Her şirketin çeviklik ile ilgili benzer davranış göstergeleri olabilecektir ancak kuruma özgü davranışları yakalamak konuyu iyileştirebilmek için son derece kritiktir. Bu yorumların farklı unvan gruplarında nasıl değiştiği ya da değişmediği çizeceğiniz yol haritasının temel kaynağıdır. En önemli adım olan çeviklik konusunun çalışanlar tarafından nasıl ve hangi somut davranışlarla tarif edildiğinin belirlenmesinden ardından ise artık tek yapmanız gereken bireysel çeviklik skorlarını oluşturabileceğiniz bir araştırma modeli kullanmaktır. Bireysel skorlar anlamlı kümelendiğinde şirketinizin yönetim çeviklik skorunu, birim çeviklik skorlarını, mühendislik çeviklik skorunu vb. ihtiyacınız olan göstergeleri rahatlıkla elde edebilirsiniz.

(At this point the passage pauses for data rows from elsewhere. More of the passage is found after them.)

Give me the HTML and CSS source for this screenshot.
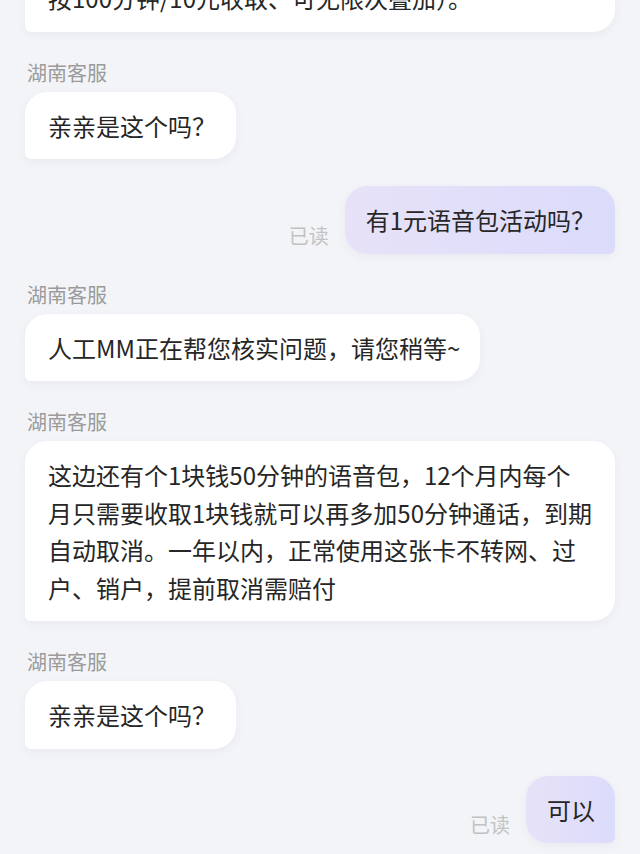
FILE: index.html
```html
<!DOCTYPE html>
<html lang="zh-CN">
<head>
<meta charset="utf-8">
<link rel="stylesheet" href="styles.css">
</head>
<body>
<div class="chat">
  <div class="msg left first">
    <div class="bubble bubble-in bubble-wide">按100分钟/10元收取、可无限次叠加）。</div>
  </div>
  <div class="msg left">
    <div class="name">湖南客服</div>
    <div class="bubble bubble-in">亲亲是这个吗？</div>
  </div>
  <div class="msg right">
    <span class="read">已读</span>
    <div class="bubble bubble-out">有1元语音包活动吗？</div>
  </div>
  <div class="msg left">
    <div class="name">湖南客服</div>
    <div class="bubble bubble-in">人工MM正在帮您核实问题，请您稍等~</div>
  </div>
  <div class="msg left">
    <div class="name">湖南客服</div>
    <div class="bubble bubble-in bubble-wide">这边还有个1块钱50分钟的语音包，12个月内每个<br>月只需要收取1块钱就可以再多加50分钟通话，到期<br>自动取消。一年以内，正常使用这张卡不转网、过<br>户、销户，提前取消需赔付</div>
  </div>
  <div class="msg left">
    <div class="name">湖南客服</div>
    <div class="bubble bubble-in">亲亲是这个吗？</div>
  </div>
  <div class="msg right">
    <span class="read">已读</span>
    <div class="bubble bubble-out">可以</div>
  </div>
</div>
</body>
</html>
```
FILE: styles.css
```css
html, body {
  margin: 0;
  padding: 0;
}
body {
  width: 640px;
  height: 854px;
  overflow: hidden;
  background: #f3f4f8;
  font-family: "Noto Sans CJK SC", "Noto Sans", sans-serif;
  color: #262626;
}
.chat {
  display: flex;
  flex-direction: column;
  padding: 0 25px;
  margin-top: -36px;
}
.msg {
  margin-top: 27px;
  display: flex;
}
.msg.first {
  margin-top: 0;
}
.msg.left {
  flex-direction: column;
  align-items: flex-start;
}
.msg.right {
  flex-direction: row;
  justify-content: flex-end;
  align-items: flex-end;
  gap: 16px;
}
.name {
  font-size: 20px;
  line-height: 28px;
  color: #9b9b9b;
  padding-left: 2px;
  margin-bottom: 5px;
}
.bubble {
  box-sizing: border-box;
  font-size: 24px;
  line-height: 37.5px;
  padding: 15px 20px 15px 23px;
  box-shadow: 0 3px 10px rgba(60, 60, 90, 0.05);
}
.bubble-in {
  background: #ffffff;
  border-radius: 22px 22px 22px 6px;
  max-width: 590px;
}
.bubble-wide {
  align-self: stretch;
  padding-right: 12px;
}
.bubble-out {
  background: linear-gradient(90deg, #e7e2f8 0%, #dbdbfb 100%);
  border-radius: 22px 22px 6px 22px;
  padding: 15px 20px 15px 21px;
}
.read {
  font-size: 20px;
  line-height: 28px;
  color: #c2c2c2;
  margin-bottom: 4px;
}
```
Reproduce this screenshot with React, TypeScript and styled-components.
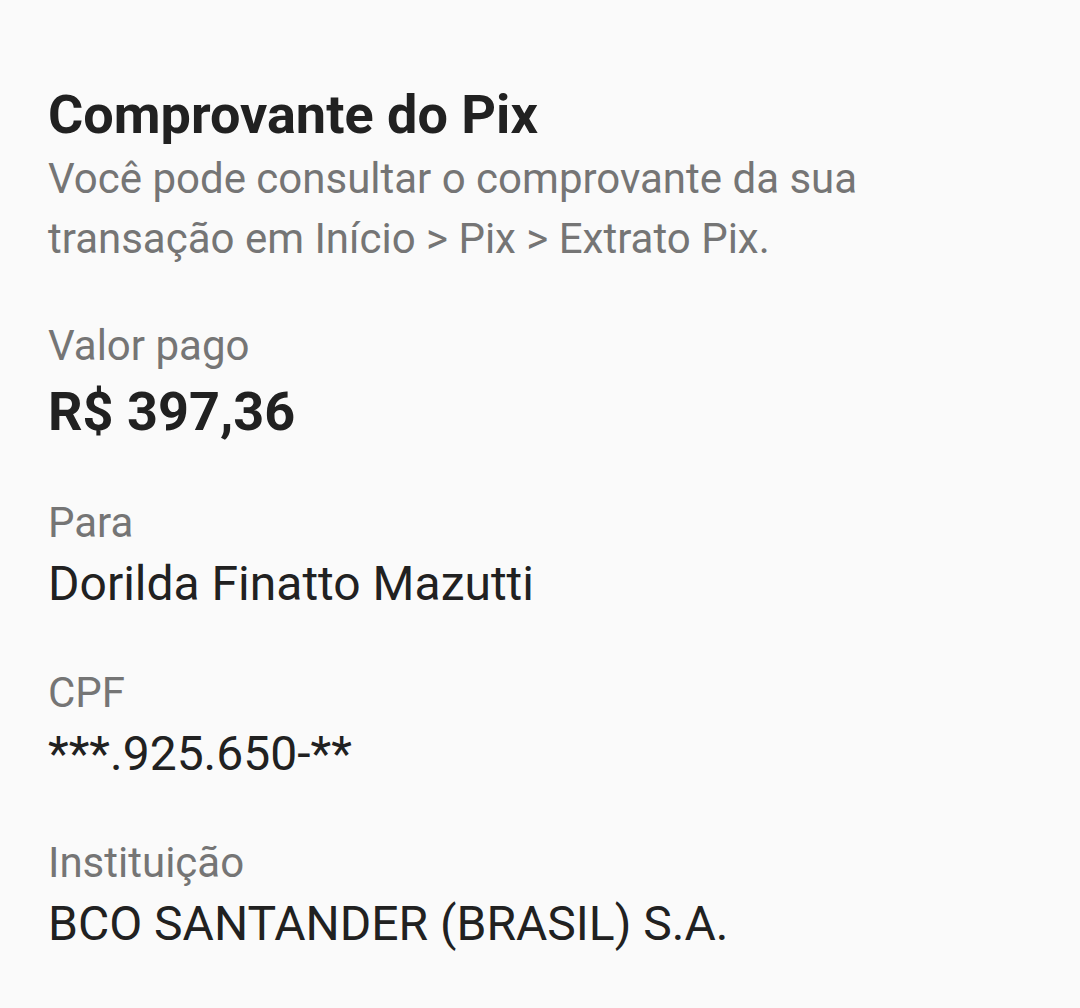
import React from "react";
import styled, { createGlobalStyle } from "styled-components";

const Global = createGlobalStyle`
  html, body { margin: 0; padding: 0; background: #fafafa; }
  body { font-family: Roboto, "Noto Sans", Arial, sans-serif; -webkit-font-smoothing: antialiased; }
`;

const Page = styled.main`
  width: 1080px;
  height: 1008px;
  box-sizing: border-box;
  padding: 81px 48px 0 48px;
  background: #fafafa;
  display: flex;
  flex-direction: column;
`;

const Title = styled.h1`
  margin: 0;
  font-size: 54px;
  line-height: 68px;
  font-weight: 700;
  color: #212121;
`;

const Subtitle = styled.p`
  margin: 0;
  font-size: 42px;
  line-height: 60px;
  color: #757575;
  max-width: 830px;
`;

const Fields = styled.dl`
  margin: 47px 0 0 0;
  display: flex;
  flex-direction: column;
  gap: 48px;
`;

const Field = styled.div`
  display: flex;
  flex-direction: column;
`;

const Label = styled.dt`
  font-size: 42px;
  line-height: 60px;
  color: #757575;
`;

const Value = styled.dd<{ $strong?: boolean }>`
  margin: 0;
  padding-top: ${(p) => (p.$strong ? "3px" : "0")};
  font-size: ${(p) => (p.$strong ? "54px" : "48px")};
  line-height: ${(p) => (p.$strong ? "66px" : "62px")};
  font-weight: ${(p) => (p.$strong ? 700 : 400)};
  color: #212121;
`;

const fields = [
  { label: "Valor pago", value: "R$ 397,36", strong: true },
  { label: "Para", value: "Dorilda Finatto Mazutti" },
  { label: "CPF", value: "***.925.650-**" },
  { label: "Instituição", value: "BCO SANTANDER (BRASIL) S.A." },
];

export default function App() {
  return (
    <>
      <Global />
      <Page>
        <Title>Comprovante do Pix</Title>
        <Subtitle>
          Você pode consultar o comprovante da sua transação em Início &gt; Pix &gt; Extrato Pix.
        </Subtitle>
        <Fields>
          {fields.map((f) => (
            <Field key={f.label}>
              <Label>{f.label}</Label>
              <Value $strong={f.strong}>{f.value}</Value>
            </Field>
          ))}
        </Fields>
      </Page>
    </>
  );
}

Gelişim alanları ise tamamen somut konular üzerinden hem de bireysel bazlı olarak oluşturulduğundan bireylerin kendi davranışlarını iyileştirmesi ile birlikte şirket bütününün daha çevik olmaya başlaması mümkündür.
Günümüz dünyasında varolabilmek ve geleceğin dünyasında yerimizi kaybetmemek için daha çevik olmamız kaçınılmaz, çalışanlarımız çevik olursa şirket olarak müşterilerimize, tedarikçilerimize ve tüm paydaşlarımıza karşı daha atik ve hızlı olabiliriz. Bu da bizim marka gücümüze güç katacaktır. Sonuç olarak her şey aslında çekirdek aile dediğimiz şirket içindeki çalışanlardan başlıyor ve oradan şirketimizin çevresindeki tüm ekosistemi ve nihayetinde Marka Gücümüzü etkiliyor.